— BEGIN —

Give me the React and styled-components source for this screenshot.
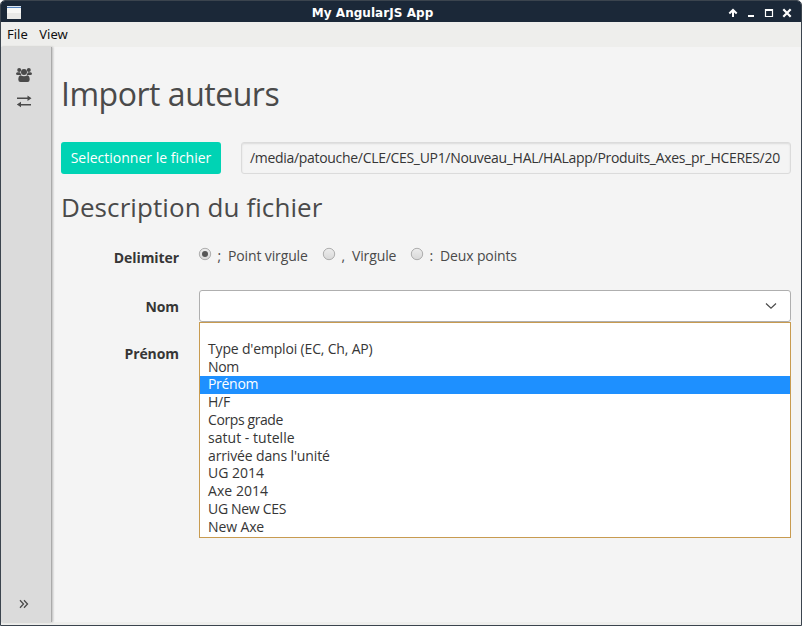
import React from 'react';
import styled, { createGlobalStyle } from 'styled-components';

const GlobalStyle = createGlobalStyle`
  *, *::before, *::after { box-sizing: border-box; }
  body { margin: 0; background: #fff; overflow: hidden; }
`;

const Window = styled.div`
  width: 802px;
  height: 626px;
  display: flex;
  flex-direction: column;
  border: 1px solid #3b444e;
  border-radius: 5px 5px 0 0;
  background: #eeeeec;
  overflow: hidden;
  font-family: "Open Sans", "Noto Sans", sans-serif;
  font-size: 14px;
  color: #363636;
`;

const TitleBar = styled.header`
  height: 21px;
  flex: none;
  display: grid;
  grid-template-columns: 26px 1fr 75px;
  align-items: center;
  background: #1b2838;
`;

const AppIcon = styled.svg`
  display: block;
  width: 14px;
  height: 13px;
  margin: 0 0 1px 6px;
`;

const WindowTitle = styled.div`
  padding: 2px 8px 0 0;
  text-align: center;
  font: bold 12px/21px "DejaVu Sans", sans-serif;
  letter-spacing: 0.05px;
  color: #fff;
  white-space: nowrap;
`;

const WindowControls = styled.svg`
  display: block;
  width: 75px;
  height: 21px;
`;

const MenuBar = styled.nav`
  height: 25px;
  flex: none;
  display: flex;
  gap: 11.500px;
  padding: 0 6px;
  background: #eeeeec;
`;

const MenuItem = styled.span`
  font-family: "Noto Sans", sans-serif;
  font-size: 13px;
  line-height: 25px;
  color: #101010;
`;

const Workspace = styled.div`
  height: 575px;
  flex: none;
  display: flex;
  background: #f4f4f4;
`;

const Sidebar = styled.aside`
  width: 51px;
  flex: none;
  display: flex;
  flex-direction: column;
  justify-content: space-between;
  padding: 20px 0 10px 15px;
  background: #dbdbdb;
  border-right: 1px solid #aaa;
  box-shadow: 1px 0 2px rgba(10, 10, 10, 0.25);
`;

const SideLinks = styled.div`
  display: flex;
  flex-direction: column;
  gap: 10px;
`;

const SideIcon = styled.svg`
  display: block;
  width: 16px;
  height: 16px;
  fill: #4a4a4a;
`;

const Main = styled.main`
  flex: 1;
  min-width: 0;
  padding: 24px 10px 0 9px;
`;

const Title = styled.h1`
  margin: 0;
  height: 71px;
  font-size: 32px;
  font-weight: 400;
  line-height: 45px;
  letter-spacing: -0.48px;
  color: #4a4a4a;
`;

const Subtitle = styled.h2`
  margin: 14px 0 0;
  height: 39px;
  font-size: 26px;
  font-weight: 400;
  line-height: 38px;
  letter-spacing: 0.08px;
  color: #4a4a4a;
`;

const FileRow = styled.div`
  display: flex;
  gap: 20px;
`;

const FileButton = styled.button`
  width: 160px;
  height: 32px;
  padding: 0 0 2px;
  border: 0;
  border-radius: 3px;
  background: #00d3b4;
  color: #fff;
  font: inherit;
`;

const PathField = styled.div`
  width: 550px;
  height: 32px;
  padding: 0 8px;
  border: 1px solid #dbdbdb;
  border-radius: 3px;
  background: #f4f4f4;
  box-shadow: inset 0 1px 2px rgba(10, 10, 10, 0.1);
  line-height: 30px;
  letter-spacing: -0.308px;
  white-space: nowrap;
  overflow: hidden;
`;

const Form = styled.div`
  display: grid;
  grid-template-columns: 118px 592px;
  grid-template-rows: 63px 49px 47px;
  column-gap: 20px;
`;

const FieldLabel = styled.label`
  padding-top: ${(p) => p.$top}px;
  font-weight: 700;
  line-height: 20px;
  letter-spacing: -0.08px;
  text-align: right;
`;

const RadioGroup = styled.div`
  display: flex;
  padding-top: 19px;
  color: #4a4a4a;
`;

const RadioOption = styled.label`
  display: flex;
  width: ${(p) => p.$width}px;
  line-height: 20px;
  white-space: pre;
`;

const RadioDot = styled.svg`
  width: 14px;
  height: 14px;
  flex: none;
  margin: 1px 0 0 -1px;
`;

const Separator = styled.span`
  width: 16px;
  padding-left: 5.500px;
`;

const OptionText = styled.span`
  letter-spacing: -0.13px;
`;

const SelectWrap = styled.div`
  position: relative;
`;

const SelectBox = styled.div`
  height: 32px;
  display: flex;
  align-items: center;
  justify-content: flex-end;
  padding-right: 13px;
  border: 1px solid #afafaf;
  border-radius: 3px;
  background: #fff;
`;

const Chevron = styled.svg`
  width: 12px;
  height: 8px;
  fill: none;
  stroke: #4a4a4a;
  stroke-width: 1.2;
`;

const OptionList = styled.ul`
  position: absolute;
  top: 32px;
  left: 0;
  width: 592px;
  height: 216px;
  margin: 0;
  padding: 0;
  border: 1px solid #c89b50;
  background: #fff;
  list-style: none;
`;

const Option = styled.li`
  height: 17.8px;
  padding-left: 8px;
  line-height: 16px;
  letter-spacing: ${(p) => p.$spacing || 0}px;
  white-space: nowrap;
  background: ${(p) => (p.$selected ? '#1e90ff' : 'transparent')};
  color: ${(p) => (p.$selected ? '#fff' : '#363636')};
`;

const OPTIONS = [
  { text: '' },
  { text: "Type d'emploi (EC, Ch, AP)", spacing: -0.17 },
  { text: 'Nom', spacing: -0.3 },
  { text: 'Prénom', spacing: -0.3, selected: true },
  { text: 'H/F', spacing: -0.2 },
  { text: 'Corps grade', spacing: -0.4 },
  { text: 'satut - tutelle', spacing: 0.03 },
  { text: "arrivée dans l'unité", spacing: -0.14 },
  { text: 'UG 2014', spacing: 0 },
  { text: 'Axe 2014', spacing: 0.05 },
  { text: 'UG New CES', spacing: -0.32 },
  { text: 'New Axe', spacing: -0.12 },
];

const DELIMITERS = [
  { mark: ';', text: 'Point virgule', width: 124, checked: true },
  { mark: ',', text: 'Virgule', width: 88 },
  { mark: ':', text: 'Deux points', width: 110 },
];

function Radio({ checked }) {
  return (
    <RadioDot viewBox="0 0 14 14">
      <defs>
        <linearGradient id="radio-face" x1="0" y1="0" x2="0" y2="1">
          <stop offset="0" stopColor="#ededed" />
          <stop offset="1" stopColor="#d8d8d8" />
        </linearGradient>
      </defs>
      <circle cx="7" cy="7" r="5.7" fill="url(#radio-face)" stroke="#adadad" />
      {checked && <circle cx="7" cy="7" r="3" fill="#555" />}
    </RadioDot>
  );
}

export default function App() {
  return (
    <>
      <GlobalStyle />
      <Window>
        <TitleBar>
          <AppIcon viewBox="0 0 14 13">
            <rect width="14" height="13" rx="0.5" fill="#e9e9e7" />
            <rect width="14" height="1" fill="#dce6f2" />
            <rect y="1" width="14" height="1" fill="#5583bd" />
            <rect y="2" width="14" height="5" fill="#f7f7f5" />
          </AppIcon>
          <WindowTitle>My AngularJS App</WindowTitle>
          <WindowControls viewBox="0 0 75 21" fill="none" stroke="#fff" strokeWidth="2">
            <path d="M7 15V8.500M3.300 11.500 7 8l3.700 3.500" />
            <path d="M22 14h6" />
            <path d="M39.500 7.500h7v7h-7Z" strokeWidth="1.200" />
            <path d="M39 8h8" />
            <path d="M57.300 7.300l7.400 7.400M64.700 7.300l-7.400 7.400" strokeWidth="2.200" />
          </WindowControls>
        </TitleBar>
        <MenuBar>
          <MenuItem>File</MenuItem>
          <MenuItem>View</MenuItem>
        </MenuBar>
        <Workspace>
          <Sidebar>
            <SideLinks>
              <SideIcon viewBox="0 0 16 16">
                <circle cx="3.200" cy="3" r="2" />
                <circle cx="12.800" cy="3" r="2" />
                <path d="M1.500 5.200h2.200q1 .3 1 1.500l.7 1.300H1.700Q0 8 0 6.800 0 5.200 1.500 5.200ZM14.500 5.200h-2.200q-1 .3-1 1.500L10.600 8h3.700Q16 8 16 6.800q0-1.600-1.500-1.600Z" />
                <circle cx="8" cy="5" r="3" />
                <path d="M4.700 8.200Q6 9.200 8 9.200t3.300-1Q13.700 8.800 13.700 12.500q0 2.500-2.200 2.500h-7q-2.200 0-2.200-2.500 0-3.700 2.400-4.300Z" />
              </SideIcon>
              <SideIcon viewBox="0 0 16 16">
                <path d="M1 4.500h10.500V2.500L15.500 5.300l-4 2.700V6H1ZM15 12.500H5v1.800L.800 11.500l4.200-2.700V11h10Z" />
              </SideIcon>
            </SideLinks>
            <SideIcon viewBox="0 0 16 16">
              <path
                d="M4 4.300 7.500 8 4 11.700M8 4.300 11.500 8 8 11.700"
                fill="none"
                stroke="#4a4a4a"
                strokeWidth="1.300"
              />
            </SideIcon>
          </Sidebar>
          <Main>
            <Title>Import auteurs</Title>
            <FileRow>
              <FileButton>Selectionner le fichier</FileButton>
              <PathField>
                /media/patouche/CLE/CES_UP1/Nouveau_HAL/HALapp/Produits_Axes_pr_HCERES/20
              </PathField>
            </FileRow>
            <Subtitle>Description du fichier</Subtitle>
            <Form>
              <FieldLabel $top={21}>Delimiter</FieldLabel>
              <RadioGroup>
                {DELIMITERS.map((d) => (
                  <RadioOption key={d.text} $width={d.width}>
                    <Radio checked={d.checked} />
                    <Separator>{d.mark}</Separator>
                    <OptionText>{d.text}</OptionText>
                  </RadioOption>
                ))}
              </RadioGroup>
              <FieldLabel $top={7}>Nom</FieldLabel>
              <SelectWrap>
                <SelectBox>
                  <Chevron viewBox="0 0 12 8">
                    <path d="M1 1.500l5 4.700 5-4.700" />
                  </Chevron>
                </SelectBox>
                <OptionList>
                  {OPTIONS.map((o, i) => (
                    <Option key={i} $selected={o.selected} $spacing={o.spacing}>
                      {o.text}
                    </Option>
                  ))}
                </OptionList>
              </SelectWrap>
              <FieldLabel $top={5}>Prénom</FieldLabel>
            </Form>
          </Main>
        </Workspace>
      </Window>
    </>
  );
}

— END —

• **TASK DIRECTIONS**:
Copy out every line of the listing that contains the string "React".

• **RESULT OF THIS TASK**:
Give me the React and styled-components source for this screenshot.
import React from 'react';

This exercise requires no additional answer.